The precarious balance of designing for strong Jeju winds

  • Nine Bridges

    The Club at Nine Bridges in South Korea features an island green on the par-five eighteenth

  • Nine Bridges

    The par-four eighth with its Het Girdle green, a homage to the fifth on the King’s course at Gleneagles

  • Nine Bridges

    The double green on the par-four fifteenth and par-four eleventh

  • Nine Bridges

    “When the wind does come up, it can get a little crazy,” said Dale

  • Nine Bridges

    The course is host to the CJ Cup, which was won in 2017 by Justin Thomas

Richard Humphreys
By Richard Humphreys

The Club at Nine Bridges on Jeju Island, South Korea, is this week hosting the PGA Tour’s CJ Cup. Golf course architect David Dale and PGA Tour Design Service’s Steve Wenzloff provide some insight into the influence of Jeju’s trade winds on the design of the course.

The golf course at Nine Bridges was designed by David Dale and Ronald Fream of Golfplan, and opened to wide acclaim in 2001. It has two distinct nines, the Creek and Highland. The Creek features dry streams, shrubs and stone walls, while the back Highland nine has a wide grassland feel and closes with a par five that plays to an island green on a large lake.

The PGA Tour first visited last year for the inaugural CJ Cup, won by Justin Thomas following a play-off with Marc Leishman. Jeju Island’s trade winds kept the field from going low and helped to reveal the course’s strategic teeth.

“I think we were all very pleased with what we saw. It was a great event. But I think the Jeju winds definitely helped,” said Steve Wenzloff, vice president and player liaison with PGA Tour Design Services. “The winds here are more than an element. They’ve been factored into the design in quite specific ways. We were fortunate to see that play itself out over the weekend last year.”

Dale said: “This isn’t exactly news, but these Tour guys are incredibly good. At its Open venues, the USGA chooses rough, fairway width and green speed to defend par. That’s why, when the wind does come up, it can get a little crazy out there – like we saw on Saturday at Shinnecock in June.

“At Nine Bridges, we’ve tried like the dickens to use design elements to create that resistance to scoring – but we did so with the Jeju winds, and how they traditionally blow in October, firmly in mind. The proof is in the pudding: the golf course, with the wind blowing, defended par. I’m pretty sure Justin Thomas shot nine-under the first day. Then the wind showed up. The winning score was nine-under. Bingo.”

As reported by the GCA in the run up to last year’s tournament, the club had just completed a renovation of the course’s bunkers, using the Durabunker system. The 110 bunkers are key to the strategic interest of the course.
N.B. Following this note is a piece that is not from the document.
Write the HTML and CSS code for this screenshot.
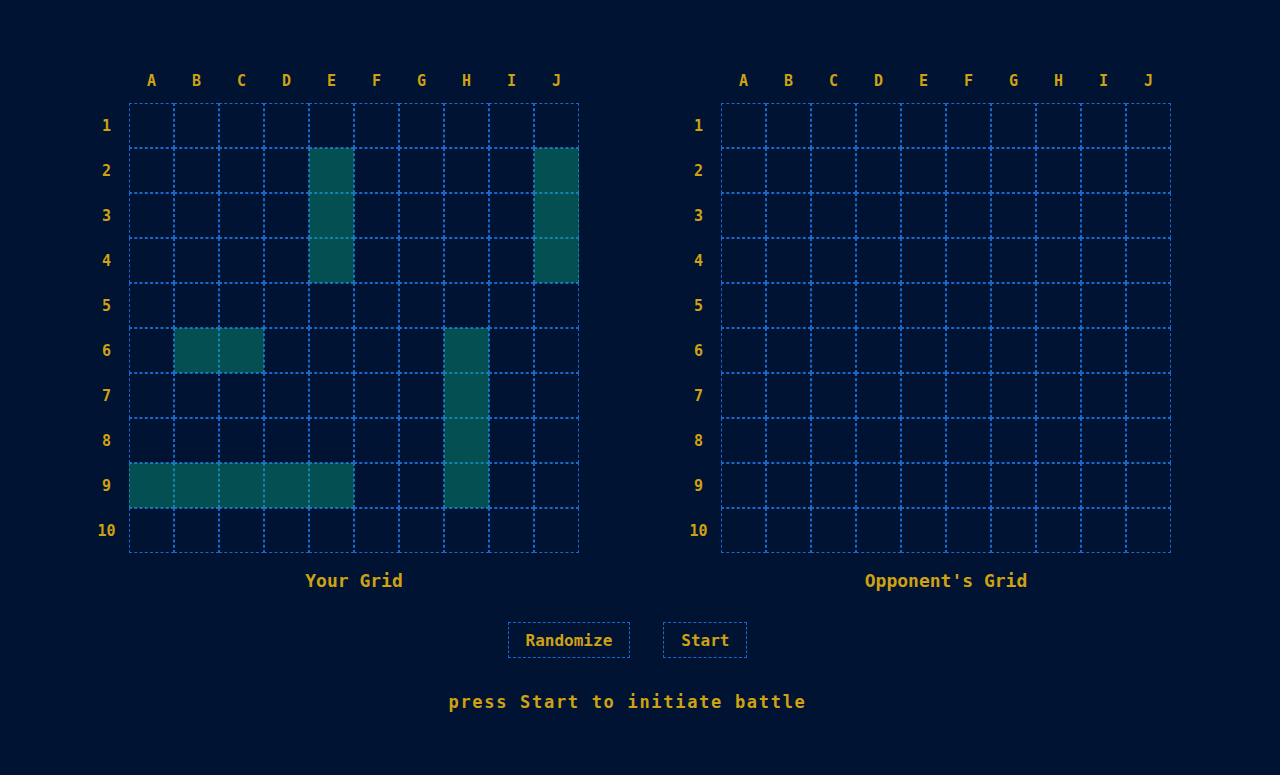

Dale created a new back tee on the par-five eighteenth to ensure that players going for the green in two would have at least have a 250-yard approach shot – to cover the bunker guarding the island green. When Jeju’s trade winds blow in the faces of Tour players, a risk and reward approach shot is created.

“Without the wind blowing as it normally does, those guys are hitting mid-irons,” said Dale. “There’s a similar but more nuanced equation playing out on several holes at Nine Bridges. At sixteen (a Cape-style, bite-off-what-you-dare par four measuring 427 yards), the position of the fairway bunkers that form the Cape element – and where fairway gets narrow in the landing area – are calibrated very specifically to lure players into a potentially hazardous but rewarding shot off the tee. But it’s all based on the prevailing wind being up. So I say, let it blow!”

“I’d say the sixth hole was too easy for them,” said Dale of the 428-yard par four. “They blew it right over my spectacle bunkers! We still plan to pull the tees back 15 yards, to make them more relevant.”

The eighth is a driveable par four with a Het Girdle green, one of several that pay homage to the King’s course at Gleneagles, Scotland. “Hole eight was very exciting. To see Justin Thomas hit it through the green and make four, to see K.J. Choi nearly drive the green and walk away with seven? I imagine that was as fun for me as it was for everyone watching on TV.”

Wenzloff added: “The course is great and what we did prior to last year’s event has worn very well. The routing is very good. It sits in there very well and on the terrain. David didn’t move a lot of dirt, which is unusual for Korea or any mountain golf course – but it is a mountain course. I think the best comparison on Tour is Kapalua. At Kapalua, because of the topography, the trade winds uniquely affect the competition there.”

Kapalua Resort Plantation course hosts the Tournament of Champions and is also designed to function in trade winds, but in 2013, the event was shortened because the extreme strength of the winds that year rendered the course unplayable for three days.

Barring freak conditions, Dale doesn’t see that ever happening at Nine Bridges: “But what I think the CJ Cup and Kapalua show us is how precariously the competitive equation is perched at certain tournament courses. We’ve seen how wind can suspend play on British Open courses as well – when the ball is being blown around on the greens. That situation isn’t ideal, but we need to acknowledge that up until that point when it gets out of hand, it might be the most compelling tournament golf there is.”